__Instructions to follow__
Scan the lines below for the word "with". Copy each line you find it in.

Records from a collection:
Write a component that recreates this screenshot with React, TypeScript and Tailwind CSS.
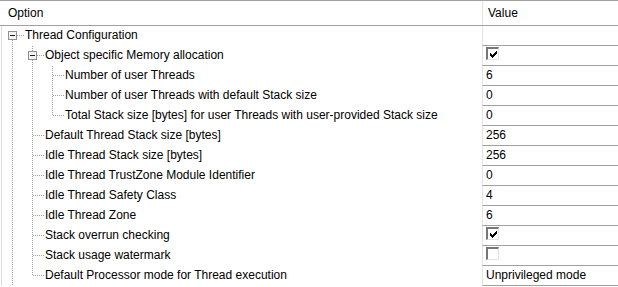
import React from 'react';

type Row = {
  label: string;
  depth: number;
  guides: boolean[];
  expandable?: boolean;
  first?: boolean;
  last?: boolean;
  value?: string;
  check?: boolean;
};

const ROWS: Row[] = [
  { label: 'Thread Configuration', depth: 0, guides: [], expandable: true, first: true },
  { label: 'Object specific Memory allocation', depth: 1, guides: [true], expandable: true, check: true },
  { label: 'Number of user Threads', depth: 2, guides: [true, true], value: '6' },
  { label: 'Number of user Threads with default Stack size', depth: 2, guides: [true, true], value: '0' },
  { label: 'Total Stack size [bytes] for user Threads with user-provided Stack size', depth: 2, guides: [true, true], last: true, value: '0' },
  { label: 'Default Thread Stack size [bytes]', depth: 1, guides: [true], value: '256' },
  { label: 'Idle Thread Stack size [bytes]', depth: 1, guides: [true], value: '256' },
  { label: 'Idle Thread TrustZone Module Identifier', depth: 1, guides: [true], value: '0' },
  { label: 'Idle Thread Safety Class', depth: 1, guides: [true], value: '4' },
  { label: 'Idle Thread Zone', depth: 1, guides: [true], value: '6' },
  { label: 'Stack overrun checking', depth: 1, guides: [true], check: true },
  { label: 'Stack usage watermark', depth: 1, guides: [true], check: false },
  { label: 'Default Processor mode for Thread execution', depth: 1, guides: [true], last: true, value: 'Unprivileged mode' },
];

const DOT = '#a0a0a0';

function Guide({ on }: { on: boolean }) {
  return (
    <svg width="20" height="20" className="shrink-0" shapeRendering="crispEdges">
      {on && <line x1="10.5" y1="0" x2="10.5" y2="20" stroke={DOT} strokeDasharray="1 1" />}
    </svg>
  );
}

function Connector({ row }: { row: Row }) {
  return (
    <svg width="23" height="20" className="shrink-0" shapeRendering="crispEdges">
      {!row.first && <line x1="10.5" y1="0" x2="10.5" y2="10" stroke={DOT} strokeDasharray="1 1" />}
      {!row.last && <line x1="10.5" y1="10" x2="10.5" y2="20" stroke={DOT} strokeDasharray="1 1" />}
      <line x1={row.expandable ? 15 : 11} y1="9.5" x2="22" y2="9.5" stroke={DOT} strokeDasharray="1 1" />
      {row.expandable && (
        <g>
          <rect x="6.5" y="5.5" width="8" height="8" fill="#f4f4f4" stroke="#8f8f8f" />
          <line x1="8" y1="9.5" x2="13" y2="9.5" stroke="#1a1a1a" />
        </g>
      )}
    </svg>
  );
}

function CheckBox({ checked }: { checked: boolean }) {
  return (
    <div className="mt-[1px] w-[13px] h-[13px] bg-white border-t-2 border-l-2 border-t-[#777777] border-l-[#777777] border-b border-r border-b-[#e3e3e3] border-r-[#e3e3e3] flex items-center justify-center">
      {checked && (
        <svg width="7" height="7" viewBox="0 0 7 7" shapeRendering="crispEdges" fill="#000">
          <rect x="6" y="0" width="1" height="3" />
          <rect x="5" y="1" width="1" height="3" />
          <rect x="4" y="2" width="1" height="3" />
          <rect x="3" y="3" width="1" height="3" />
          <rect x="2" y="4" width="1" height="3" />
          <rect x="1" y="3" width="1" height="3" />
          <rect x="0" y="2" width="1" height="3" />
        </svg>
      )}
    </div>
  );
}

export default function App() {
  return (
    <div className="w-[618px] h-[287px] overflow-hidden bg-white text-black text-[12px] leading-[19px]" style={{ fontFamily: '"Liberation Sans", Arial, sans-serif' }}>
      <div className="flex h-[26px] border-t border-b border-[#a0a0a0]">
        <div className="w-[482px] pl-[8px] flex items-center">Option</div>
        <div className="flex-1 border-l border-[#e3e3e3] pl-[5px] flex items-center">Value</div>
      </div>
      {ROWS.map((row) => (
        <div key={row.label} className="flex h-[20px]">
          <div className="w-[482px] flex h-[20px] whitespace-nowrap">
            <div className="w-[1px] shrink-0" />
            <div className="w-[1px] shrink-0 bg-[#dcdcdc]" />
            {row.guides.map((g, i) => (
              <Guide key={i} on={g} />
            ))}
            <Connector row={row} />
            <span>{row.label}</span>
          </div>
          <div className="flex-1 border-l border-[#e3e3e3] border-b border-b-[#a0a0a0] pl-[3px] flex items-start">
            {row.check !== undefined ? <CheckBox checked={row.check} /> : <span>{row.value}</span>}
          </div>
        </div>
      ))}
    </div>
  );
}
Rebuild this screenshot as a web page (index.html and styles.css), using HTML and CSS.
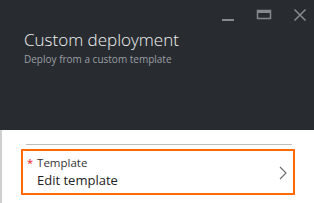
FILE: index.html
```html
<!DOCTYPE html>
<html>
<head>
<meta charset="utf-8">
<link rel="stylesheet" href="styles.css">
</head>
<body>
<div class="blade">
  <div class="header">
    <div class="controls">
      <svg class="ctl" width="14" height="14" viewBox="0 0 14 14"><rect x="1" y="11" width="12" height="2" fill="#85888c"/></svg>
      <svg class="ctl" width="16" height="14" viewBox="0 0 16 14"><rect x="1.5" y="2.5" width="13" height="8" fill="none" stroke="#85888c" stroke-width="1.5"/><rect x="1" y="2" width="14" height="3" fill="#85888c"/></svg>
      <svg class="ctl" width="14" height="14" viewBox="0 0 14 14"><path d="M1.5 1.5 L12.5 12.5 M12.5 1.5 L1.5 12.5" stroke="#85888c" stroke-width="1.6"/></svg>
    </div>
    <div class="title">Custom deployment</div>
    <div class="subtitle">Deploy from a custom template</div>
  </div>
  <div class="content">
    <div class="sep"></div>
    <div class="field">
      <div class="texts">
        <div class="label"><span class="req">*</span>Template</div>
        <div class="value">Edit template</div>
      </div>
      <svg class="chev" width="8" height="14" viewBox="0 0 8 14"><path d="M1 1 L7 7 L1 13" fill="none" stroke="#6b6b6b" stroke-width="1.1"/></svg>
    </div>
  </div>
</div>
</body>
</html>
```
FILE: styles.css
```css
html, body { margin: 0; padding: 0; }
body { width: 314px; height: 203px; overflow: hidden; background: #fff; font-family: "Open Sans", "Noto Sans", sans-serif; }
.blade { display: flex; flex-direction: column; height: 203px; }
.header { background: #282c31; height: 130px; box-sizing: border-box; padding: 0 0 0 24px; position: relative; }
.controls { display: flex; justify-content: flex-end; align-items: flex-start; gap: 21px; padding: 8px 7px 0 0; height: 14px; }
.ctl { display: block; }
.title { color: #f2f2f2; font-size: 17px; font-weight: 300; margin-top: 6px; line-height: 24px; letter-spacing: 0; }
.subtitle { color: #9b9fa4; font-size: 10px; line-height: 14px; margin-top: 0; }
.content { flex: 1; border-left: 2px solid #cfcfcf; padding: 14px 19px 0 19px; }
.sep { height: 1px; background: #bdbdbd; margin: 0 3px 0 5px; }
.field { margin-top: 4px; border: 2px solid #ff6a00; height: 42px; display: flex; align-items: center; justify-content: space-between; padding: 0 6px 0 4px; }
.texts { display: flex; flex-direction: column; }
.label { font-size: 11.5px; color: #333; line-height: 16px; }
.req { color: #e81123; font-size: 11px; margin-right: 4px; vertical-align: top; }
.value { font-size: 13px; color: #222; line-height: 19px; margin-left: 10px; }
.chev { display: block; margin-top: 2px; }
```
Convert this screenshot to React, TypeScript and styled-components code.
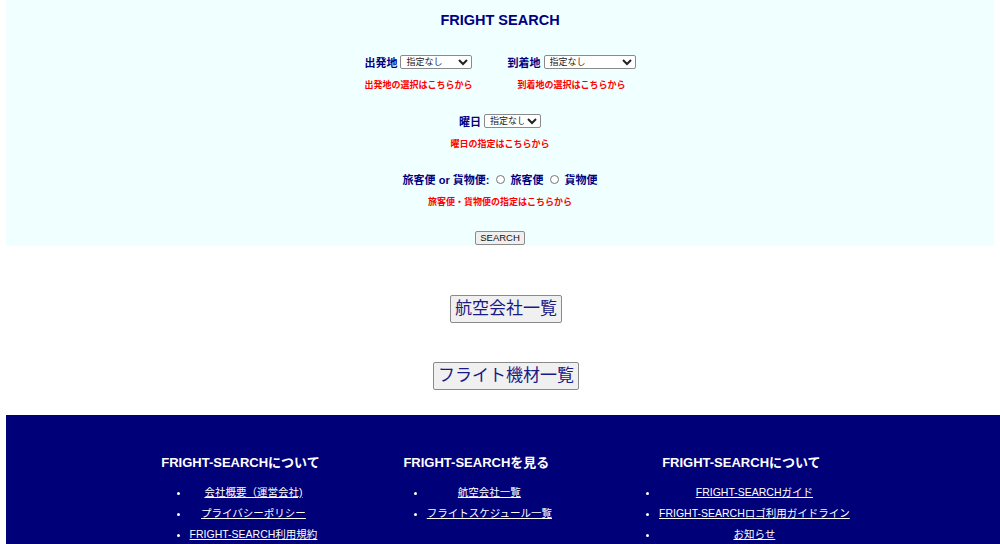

__Output below__
Write a component that recreates this screenshot with React, TypeScript and Tailwind CSS.
  { label: 'Number of user Threads with default Stack size', depth: 2, guides: [true, true], value: '0' },
  { label: 'Total Stack size [bytes] for user Threads with user-provided Stack size', depth: 2, guides: [true, true], last: true, value: '0' },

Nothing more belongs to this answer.